Angela Carter, The Bloody Chamber and Other Stories
I first came across these stories when I was seventeen; they were utterly unlike anything I'd ever read before, and in a sense were my introduction to the thrills of grown-up contemporary fiction. In them, Carter retells the fairy tales of Perrault and Grimm, but returns the stories to their often violent folk-tale roots to transform them into parables of sexual desire and maturation. Her style is extravagant and irreverent, and her technique is brilliantly eclectic. When she died, tragically young, in 1992, the UK lost an energetic feminist literary voice that has never been replaced.
Charles Dickens, Great Expectations
'Ours was the marsh country, down by the river...' I admire all of Dickens's novels, but Great Expectations is the one that has stayed with me the most - becoming part of my mental baggage, so that I regularly find references to it creeping into my own books. For me, it's the most concise and well-crafted of Dickens's fictions, and contains some of his most memorable characters: Magwitch, Jaggers, Wemmick, emotionally-arrested Miss Havisham in her spidery bridal dress. I love the Gothic intensity of it all; I love the edginess and guilt with which the narrative is saturated.
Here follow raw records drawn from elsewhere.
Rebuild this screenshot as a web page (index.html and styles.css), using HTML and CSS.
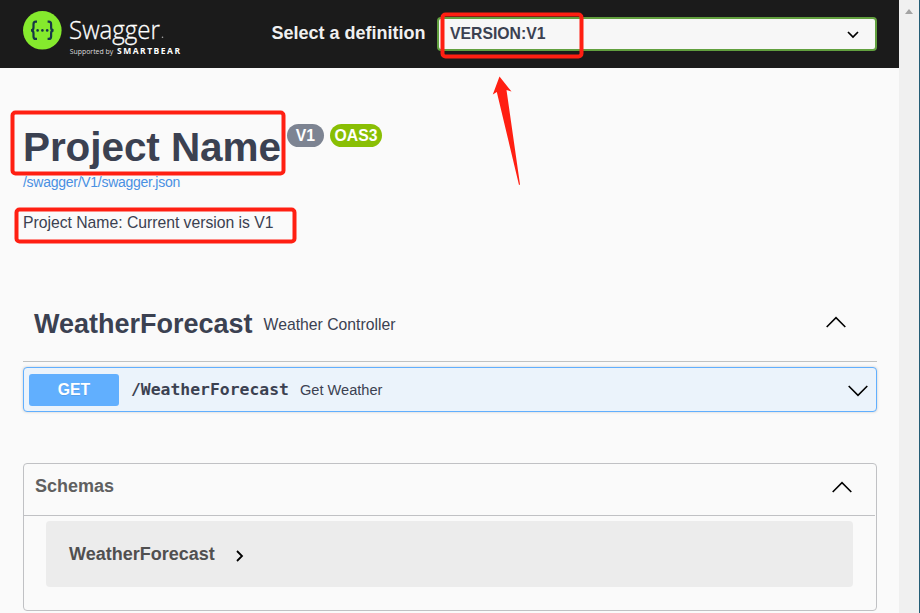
FILE: index.html
```html
<!DOCTYPE html>
<html lang="en">
<head>
<meta charset="utf-8">
<title>Swagger UI</title>
<link rel="stylesheet" href="styles.css">
</head>
<body>
<div class="window">
  <div class="page">
    <header class="topbar">
      <svg class="logo" width="170" height="68" viewBox="0 0 170 68">
        <circle cx="19.3" cy="30.3" r="19.3" fill="#85ea2d"/>
        <g fill="none" stroke="#173647" stroke-width="2.2">
          <path d="M14 21.7h-1.2q-2.3 0-2.3 2.5v3.2q0 2.9-2.5 2.9q2.5 0 2.5 2.9v3.2q0 2.5 2.3 2.5H14"/>
          <path d="M24.6 21.7h1.2q2.3 0 2.3 2.5v3.2q0 2.9 2.5 2.9q-2.5 0-2.5 2.9v3.2q0 2.5-2.3 2.5h-1.2"/>
        </g>
        <g fill="#173647"><circle cx="14.6" cy="30.4" r="1.3"/><circle cx="19.4" cy="30.4" r="1.3"/><circle cx="24.2" cy="30.4" r="1.3"/></g>
        <text class="logo-name" x="46" y="38.5" textLength="91" lengthAdjust="spacingAndGlyphs">Swagger</text>
        <circle cx="139.5" cy="37.3" r=".8" fill="#aaa"/>
        <text class="logo-by" x="46.7" y="54" textLength="43.5" lengthAdjust="spacingAndGlyphs">Supported by</text>
        <text class="logo-company" x="94" y="54" textLength="63">SMARTBEAR</text>
      </svg>
      <label class="definition">
        <span class="definition-label">Select a definition</span>
        <span class="select"><span>VERSION:V1</span>
          <svg width="12" height="8" viewBox="0 0 12 8"><path d="M1 1l5 5 5-5" fill="none" stroke="#000" stroke-width="1.7"/></svg>
        </span>
      </label>
    </header>
    <main class="content">
      <section class="info">
        <div class="title-row">
          <h1>Project Name</h1>
          <span class="badge version">V1</span>
          <span class="badge oas">OAS3</span>
        </div>
        <a class="spec-link">/swagger/V1/swagger.json</a>
        <p class="description">Project Name: Current version is V1</p>
      </section>
      <section class="tag">
        <h2>WeatherForecast</h2>
        <span class="tag-text">Weather Controller</span>
        <svg class="arrow" width="20" height="12" viewBox="0 0 20 12"><path d="M.7 11L10 1.6 19.3 11"/></svg>
      </section>
      <section class="operation">
        <span class="method">GET</span>
        <span class="path">/WeatherForecast</span>
        <span class="summary">Get Weather</span>
        <svg class="arrow" width="20" height="12" viewBox="0 0 20 12"><path d="M.7 1L10 10.4 19.3 1"/></svg>
      </section>
      <section class="schemas">
        <div class="schemas-head">
          <h3>Schemas</h3>
          <svg class="arrow" width="20" height="12" viewBox="0 0 20 12"><path d="M.7 11L10 1.6 19.3 11"/></svg>
        </div>
        <div class="model">
          <span>WeatherForecast</span>
          <svg width="8" height="12" viewBox="0 0 8 12"><path d="M1 1l5 5-5 5" fill="none" stroke="#000" stroke-width="1.8"/></svg>
        </div>
      </section>
    </main>
  </div>
  <aside class="scrollbar"><i></i></aside>
  <svg class="marks" width="920" height="613" viewBox="0 0 920 613">
    <g fill="none" stroke="#ff1f12" stroke-width="4">
      <rect x="442.5" y="14.5" width="139" height="42" rx="3"/>
      <rect x="12.5" y="112.5" width="271" height="61" rx="3"/>
      <rect x="16.5" y="209.5" width="278" height="32" rx="3"/>
    </g>
    <path d="M499.5 76.5L511.5 91.5 506.5 90 520 184.5 519 185 496.8 92 492.8 94.5Z" fill="#ff1f12"/>
  </svg>
</div>
</body>
</html>
```
FILE: styles.css
```css
* { box-sizing: border-box; }
body { margin: 0; font-family: "Liberation Sans", Arial, sans-serif; color: #3b4151; background: #fafafa; }
h1, h2, h3, p { margin: 0; }
.window { position: relative; display: flex; width: 920px; height: 613px; overflow: hidden; }
.page { width: 899px; }
.topbar { display: flex; height: 68px; padding: 0 22px 0 23px; background: #1b1b1b; }
.logo { flex: none; }
.logo-name { font: 300 26px "Open Sans", sans-serif; fill: #fff; stroke: #fff; stroke-width: .3px; }
.logo-by { font: 7.2px "Open Sans", sans-serif; fill: #ddd; }
.logo-company { font: 700 8.5px "Open Sans", sans-serif; fill: #fff; }
.definition { display: flex; flex: 1; align-items: center; margin-left: 78.5px; }
.definition-label { width: 165.5px; font-size: 18px; font-weight: 700; color: #f0f0f0; padding-bottom: 2px; white-space: nowrap; }
.select { display: flex; flex: 1; align-items: center; justify-content: space-between; height: 34px; padding: 0 16px 0 11px; border: 2px solid #62a03f; border-radius: 4px; background: #f7f7f7; font-size: 15.75px; font-weight: 700; }
.select svg { margin-top: 2px; }
.content { padding: 0 22px 0 23px; }
.info { height: 217px; padding-top: 55px; }
.title-row { display: flex; height: 48px; }
h1 { width: 264px; font-size: 40.5px; line-height: 48px; letter-spacing: -.08px; white-space: nowrap; }
.badge { height: 23px; margin-top: 1px; border-radius: 12px; color: #fff; font-size: 15.75px; font-weight: 700; line-height: 23px; text-align: center; }
.version { width: 37px; background: #7d8492; }
.oas { width: 52px; margin-left: 6px; background: #89bf04; }
.spec-link { display: block; margin-top: 3px; font-size: 14px; line-height: 16px; letter-spacing: -.27px; color: #4990e2; }
.description { margin-top: 23px; font-size: 15.75px; line-height: 20px; letter-spacing: -.02px; }
.tag { display: flex; align-items: center; height: 77px; padding: 0 31px 0 11px; border-bottom: 1px solid #c0c2c2; }
h2 { padding-top: 1px; font-size: 27px; line-height: 32px; }
.tag-text { margin-left: 11px; padding-top: 4px; font-size: 15.75px; }
.arrow { margin-left: auto; }
.arrow path { fill: none; stroke: #000; stroke-width: 1.6; }
.tag .arrow { margin-top: -2px; }
.operation { display: flex; align-items: center; height: 45px; margin-top: 5px; padding: 0 8px 0 5px; border: 1px solid #61affe; border-radius: 4px; background: #ebf3fb; box-shadow: 0 0 3px rgba(0,0,0,.19); }
.operation .arrow { margin-top: 2px; }
.method { width: 90px; height: 32px; border-radius: 3px; background: #61affe; color: #fff; font-size: 15.75px; font-weight: 700; line-height: 32px; text-align: center; text-shadow: 0 1px 0 rgba(0,0,0,.1); }
.path { margin-left: 12px; font: 700 16.4px "DejaVu Sans Mono", monospace; }
.summary { margin-left: 11px; font-size: 14.625px; }
.schemas { height: 148px; margin-top: 51px; border: 1px solid #c0c1c4; border-radius: 4px; }
.schemas-head { display: flex; align-items: center; height: 52px; margin-right: 1px; padding: 0 23px 0 11px; border-bottom: 1px solid #c0c1c4; }
h3 { padding-bottom: 6px; font-size: 18px; color: #606060; }
.schemas-head .arrow { margin-top: -5px; }
.model { display: flex; align-items: center; height: 66px; margin: 5px 23px 0 22px; padding-left: 23px; border-radius: 4px; background: #ececec; color: #505050; font-size: 18px; font-weight: 700; }
.model svg { margin: 3px 0 0 21px; }
.scrollbar { width: 21px; padding: 9px 0 0 6px; background: #f0f0f0; border-right: 1px solid #245c75; }
.scrollbar i { display: block; width: 0; border: 4.5px solid transparent; border-top: 0; border-bottom: 5px solid #a3a3a3; }
.marks { position: absolute; top: 0; left: 0; pointer-events: none; }
```
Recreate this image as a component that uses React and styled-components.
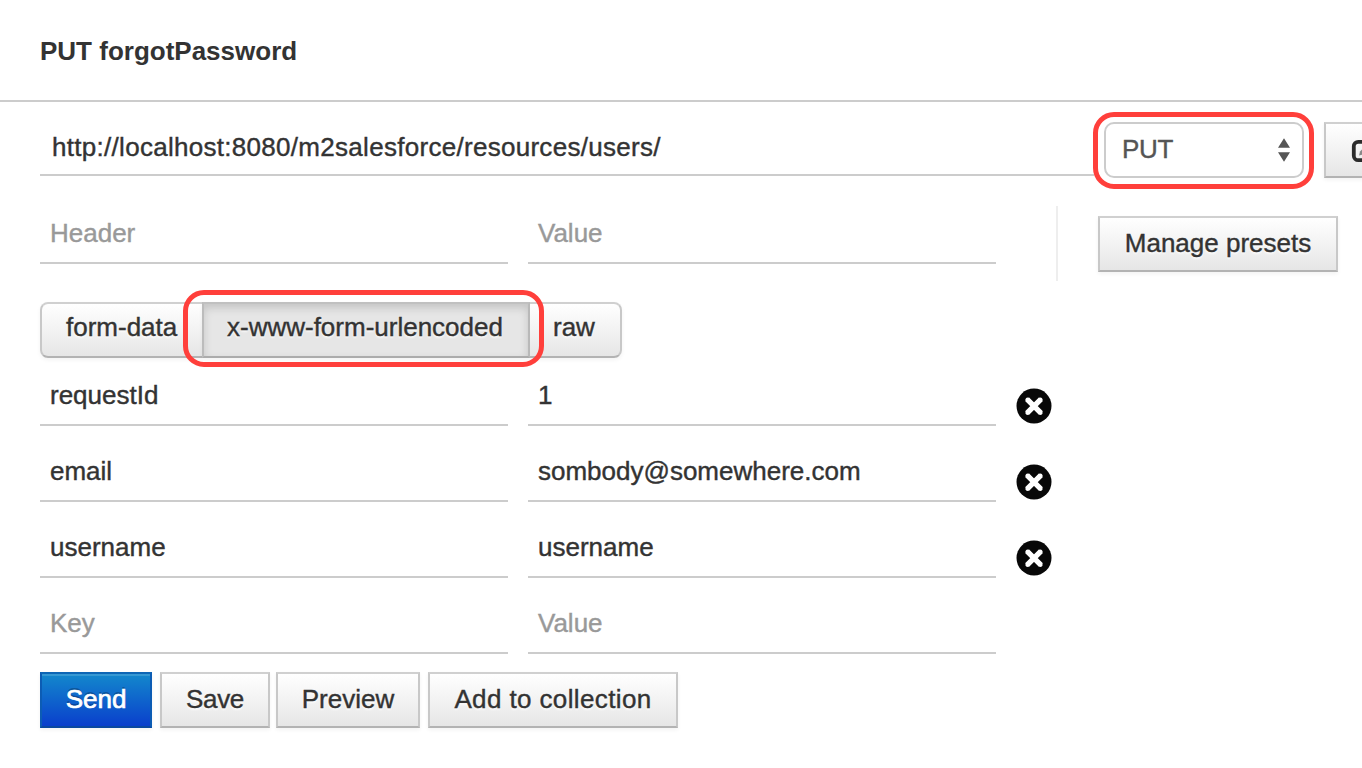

Patrick Hamilton, Twenty Thousand Streets Under the Sky
I'd recommend all of Hamilton's fiction, but this trio of linked novellas from the 1930s is a great example of his work. It's set in and around an imaginary London pub, The Midnight Bell, and its characters are ordinary people of a slightly depressed and shabby type: barmaids and prostitutes, waiters and drinkers. Hamilton explores their ambitions and frustrations with seriousness and respect, but also with an eye for the farcical: the result is fiction that is at once heartbreakingly bleak and extremely funny - fiction that will literally have you laughing at one page, and weeping at the next. I can't think of any other writers who have affected me quite like that.
Sylvia Townsend Warner, The Corner That Held Them
It always dismays me that Sylvia Townsend Warner isn't better known, and more widely read: she's one of the greatest British writers of the twentieth century - at least as good, say, as Evelyn Waugh, who's very solidly fixed in the UK writing canon. All her novels are small masterpieces, but The Corner That Held Them impresses me for all sorts of reasons. A study of a Benedictine convent over two centuries, it's a novel without a hero - a novel of community, of landscape, of time. For a book with no real plot, it's amazing that it manages to be so compelling; what urges you through it is the quality of its writing, and the compassion, wisdom and humour of its overall vision.
Mary Renault, The Persian Boy
I read all of Renault's books in my twenties, and they were partly responsible for my attraction to the historical novel as a writer, for Renault has to be one of the greatest ever exponents of the genre. The Persian Boy has always been my favourite of her novels. It's the story of Bagoas, the slave and lover of Alexander the Great, and like all Renault novels is takes the past seriously as a properly foreign place. Her characters are never simply modern people in togas and robes, they belong to a richly imagined world with complex social and cultural rules. Renault's skill is that she manages to bring this world to life for us in all its strangeness, yet lets us find points of meaning and emotional identification inside it. That's a rare and wonderful skill.